The former (law) is holy, righteous, and good. But it can’t bring righteousness, and it can’t win God’s approval in the practical sense because we can’t do law. Furthermore, there can’t possibly be enough laws to deal with all of life’s vagaries. So, all law does for us is bring us into condemnation and thus place us under God’s wrath.

The latter choice (Jesus Christ) easily gains us righteousness (His righteousness) and thus wins God’s approval even in our less than perfect human state. Furthermore, Jesus knows how to walk through this messy life in all of its vagaries. So, Jesus gets the job done for us 100%--past, present, and future.

But we struggle to make the latter choice as it seems preposterous to our natural minds. Yet this is the choice such folks as Paul and John exhort us to make.

The best to you always!

J. Richard Parker

Brett said...

Mirit said, "it does not exist apart from Him, HE set it up in the first place :-) Is there a righteousness apart from what HE set up? If so, what is it? Does He simply ignore HIs ideas/law?"

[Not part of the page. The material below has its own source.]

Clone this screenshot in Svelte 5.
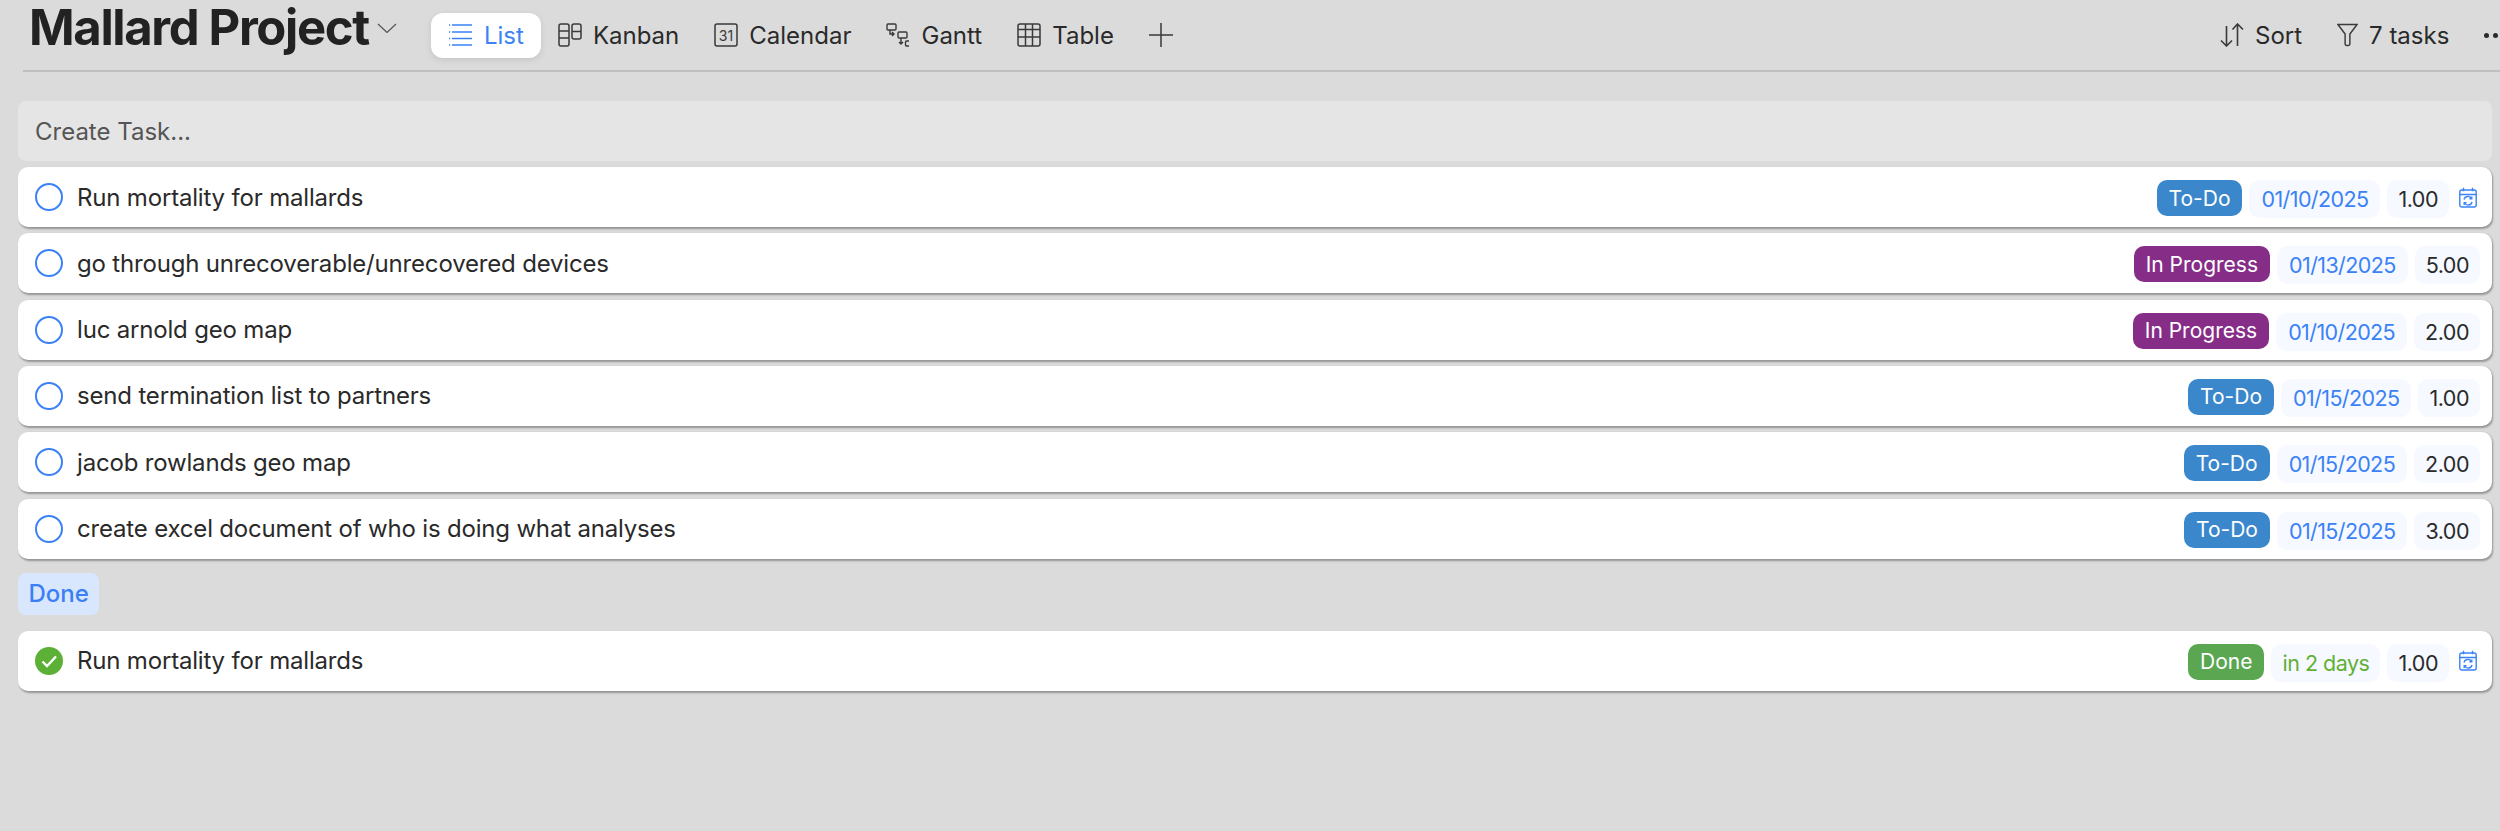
<script>
	const tasks = [
		{ title: 'Run mortality for mallards', status: 'To-Do', date: '01/10/2025', est: '1.00', recurring: true },
		{ title: 'go through unrecoverable/unrecovered devices', status: 'In Progress', date: '01/13/2025', est: '5.00' },
		{ title: 'luc arnold geo map', status: 'In Progress', date: '01/10/2025', est: '2.00' },
		{ title: 'send termination list to partners', status: 'To-Do', date: '01/15/2025', est: '1.00' },
		{ title: 'jacob rowlands geo map', status: 'To-Do', date: '01/15/2025', est: '2.00' },
		{ title: 'create excel document of who is doing what analyses', status: 'To-Do', date: '01/15/2025', est: '3.00' }
	];

	const done = [
		{ title: 'Run mortality for mallards', status: 'Done', date: 'in 2 days', est: '1.00', recurring: true, done: true }
	];

	const statusClass = { 'To-Do': 'todo', 'In Progress': 'progress', Done: 'complete' };
</script>

{#snippet row(task)}
	<div class="task">
		{#if task.done}
			<svg class="check" viewBox="0 0 28 28">
				<circle cx="14" cy="14" r="14" fill="#5cb035" />
				<path d="M7.5 14.5l4.5 4.5 9-9.5" fill="none" stroke="#fff" stroke-width="2.4" />
			</svg>
		{:else}
			<span class="circle"></span>
		{/if}
		<span class="title">{task.title}</span>
		<span class="badge {statusClass[task.status]}">{task.status}</span>
		<span class="pill date" class:green={task.done}>{task.date}</span>
		<span class="pill est">{task.est}</span>
		{#if task.recurring}
			<svg class="recur" viewBox="0 0 18 21" fill="none" stroke="#3b82f6" stroke-width="1.4">
				<rect x="0.8" y="3" width="16.4" height="17" rx="2" />
				<path d="M1 7.5h16M4.5 0.8v3.5M13.5 0.8v3.5" />
				<path d="M5 12.5a4 4 0 0 1 7.4-1M13 15a4 4 0 0 1-7.4 1" />
				<path d="M12.8 9.4v2.4h-2.4M5.2 18v-2.4h2.4" />
			</svg>
		{/if}
	</div>
{/snippet}

<div class="page">
	<header>
		<h1>Mallard Project</h1>
		<svg class="chevron" viewBox="0 0 20 10" fill="none" stroke="#555" stroke-width="1.2">
			<path d="M1 1l9 8.5L19 1" />
		</svg>

		<nav>
			<button class="tab active">
				<svg viewBox="0 0 24 24" fill="none" stroke="#3b82f6" stroke-width="1.5">
					<path d="M3 2h20M3 9h20M3 15.5h20M3 22h20" />
					<path d="M0 2h1.2M0 9h1.2M0 15.5h1.2M0 22h1.2" />
				</svg>
				List
			</button>
			<button class="tab">
				<svg viewBox="0 0 24 24" fill="none" stroke="#3a3a3a" stroke-width="1.5">
					<rect x="1" y="1" width="10" height="22" rx="2" />
					<path d="M1 8h10M1 15h10" />
					<rect x="14" y="1" width="9" height="15" rx="2" />
					<path d="M14 8.5h9" />
				</svg>
				Kanban
			</button>
			<button class="tab">
				<svg viewBox="0 0 24 24" fill="none" stroke="#3a3a3a" stroke-width="1.5">
					<rect x="1" y="1" width="22" height="22" rx="2" />
					<text x="12" y="17.5" text-anchor="middle" font-size="14" font-family="Inter" fill="#3a3a3a" stroke="none">31</text>
				</svg>
				Calendar
			</button>
			<button class="tab">
				<svg viewBox="0 0 24 24" fill="none" stroke="#3a3a3a" stroke-width="1.4">
					<rect x="1" y="1" width="9" height="6" rx="1" />
					<path d="M4 7v4h4M6 9l2 2-2 2" />
					<rect x="12" y="9" width="9" height="6" rx="1" />
					<path d="M15 15v6M13 19l2 2 2-2" />
					<path d="M23 18h-2.5a1 1 0 0 0-1 1v3a1 1 0 0 0 1 1H23" />
				</svg>
				Gantt
			</button>
			<button class="tab">
				<svg viewBox="0 0 24 24" fill="none" stroke="#3a3a3a" stroke-width="1.5">
					<rect x="1" y="1" width="22" height="22" rx="2" />
					<path d="M1 6.5h22M1 14h22M8.5 1v22M15.5 1v22" />
				</svg>
				Table
			</button>
			<button class="tab" aria-label="Add view">
				<svg viewBox="0 0 24 24" fill="none" stroke="#3a3a3a" stroke-width="1.5">
					<path d="M0 12h24M12 0v24" />
				</svg>
			</button>
		</nav>

		<div class="tools">
			<button class="tool">
				<svg viewBox="0 0 24 24" fill="none" stroke="#3a3a3a" stroke-width="1.6">
					<path d="M6.5 3v20M1 17.5l5.5 5.5 5.5-5.5" />
					<path d="M17.5 23V1M12.5 6.5L17.5 1l5.5 5.5" />
				</svg>
				Sort
			</button>
			<button class="tool">
				<svg class="funnel" viewBox="0 0 22 24" fill="none" stroke="#3a3a3a" stroke-width="1.5">
					<path d="M1 1h20l-7.5 10v10.5a1.5 1.5 0 0 1-1.5 1.5h-2a1.5 1.5 0 0 1-1.5-1.5V11z" />
				</svg>
				7 tasks
			</button>
			<span class="dots"><i></i><i></i><i></i></span>
		</div>
	</header>

	<main>
		<div class="create">Create Task...</div>
		<div class="list">
			{#each tasks as task}
				{@render row(task)}
			{/each}
		</div>
		<div class="group">Done</div>
		<div class="list">
			{#each done as task}
				{@render row(task)}
			{/each}
		</div>
	</main>
</div>

<style>
	:global(body) {
		background: #dbdbdb;
		font-family: Inter, 'Noto Sans', sans-serif;
		color: #2a2a2a;
	}

	.page {
		width: 2500px;
		height: 831px;
		overflow: hidden;
		background: #dbdbdb;
	}

	header {
		display: flex;
		align-items: center;
		height: 70px;
		margin-left: 23px;
		padding-left: 6px;
		border-bottom: 2px solid #bfbfbf;
		white-space: nowrap;
	}

	h1 {
		margin: 0 0 14px;
		font-size: 49px;
		font-weight: 700;
		letter-spacing: -1.35px;
		line-height: 56px;
		color: #222;
	}

	.chevron {
		width: 20px;
		height: 10px;
		margin: 0 0 14px 8px;
	}

	nav {
		display: flex;
		align-items: center;
		margin-left: 34.5px;
		gap: 35px;
	}

	button {
		display: flex;
		align-items: center;
		border: 0;
		background: none;
		padding: 0;
		font: inherit;
		font-size: 24px;
		color: #2a2a2a;
	}

	button svg {
		width: 24px;
		height: 24px;
		flex: none;
	}

	.tab {
		gap: 11px;
		height: 45px;
	}

	.tab.active {
		width: 110px;
		justify-content: center;
		background: #fff;
		color: #3b82f6;
		border-radius: 12px;
		box-shadow: 0 2px 6px rgba(0, 0, 0, 0.1);
		margin-right: -18.5px;
	}

	.tools {
		display: flex;
		align-items: center;
		gap: 35px;
		margin-left: auto;
		margin-right: -1px;
		width: 281px;
		flex: none;
		overflow: hidden;
	}

	.tool {
		gap: 11px;
		flex: none;
	}

	.tool .funnel {
		width: 21px;
	}

	.dots {
		display: flex;
		gap: 4px;
		flex: none;
	}

	.dots i {
		width: 5px;
		height: 5px;
		border-radius: 50%;
		background: #2a2a2a;
	}

	main {
		padding: 29px 8px 0 18px;
	}

	.create {
		height: 60px;
		display: flex;
		align-items: center;
		padding-left: 17px;
		background: #e5e5e5;
		border-radius: 8px;
		font-size: 24px;
		color: #555;
		margin-bottom: 6px;
	}

	.list {
		display: flex;
		flex-direction: column;
		gap: 6.33px;
	}

	.task {
		height: 60px;
		display: flex;
		align-items: center;
		gap: 7px;
		padding: 0 12px 0 17px;
		background: #fff;
		border-radius: 10px;
		box-shadow: 1px 1.5px 2px rgba(0, 0, 0, 0.32);
		box-sizing: border-box;
	}

	.circle,
	.check {
		width: 28px;
		height: 28px;
		flex: none;
		box-sizing: border-box;
		margin-right: 7px;
	}

	.circle {
		border: 2px solid #3b82f6;
		border-radius: 50%;
	}

	.title {
		flex: 1;
		font-size: 24px;
		letter-spacing: -0.18px;
	}

	.badge {
		height: 36px;
		display: flex;
		align-items: center;
		padding: 0 12px;
		border-radius: 10px;
		color: #fff;
		font-size: 21px;
		margin-top: 2px;
	}

	.todo {
		background: #3b87cc;
	}

	.progress {
		background: #862e87;
	}

	.complete {
		background: #5ba650;
	}

	.pill {
		height: 38px;
		display: flex;
		align-items: center;
		padding: 0 11px;
		border-radius: 10px;
		background: #f6f9ff;
		font-size: 21.5px;
		margin-top: 4px;
	}

	.date {
		color: #3b82f6;
		letter-spacing: -0.6px;
		padding: 0 12px;
	}

	.date.green {
		color: #5fb136;
		letter-spacing: -0.5px;
		padding: 0 11px;
	}

	.est {
		letter-spacing: -0.5px;
	}

	.recur {
		width: 18px;
		height: 21px;
		margin: 0 3px 0 3px;
	}

	.group {
		display: inline-block;
		margin: 14px 0 16px;
		height: 42px;
		line-height: 42px;
		padding: 0 10.5px;
		border-radius: 8px;
		background: #d8e7fd;
		color: #3b7ff6;
		font-size: 24px;
		font-weight: 500;
		vertical-align: top;
	}
</style>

I think that the righteousness that exists apart from the law is the Trinity itself, and the relationship it is in itself. The law could be a small peek into the fullness of that relationship, but it is not what that relationship is based on. You can't base the eternal God on a created Law. If anything, its the other way around.

Does God submit himself to the Law? I don't think that's even a relevant question. If God established a law then there was a time before its establishment that God existed. I do think that he established it based on the fruit that would come out of it if followed to the T. And from it we get glimpses of what righteousness is.

Without the law Israel probably would have destroyed itself. That could be the main reason why it was established... because he loves his children so much that he made the law to protect them.

So, where I'm at right now is, Righteousness is the Trinity and the righteousness of the law seems like only a shadow of what Jesus came to fulfill. To take it at that seems like something less than what Jesus came to do.

Hope something coherent came through there. Thanks.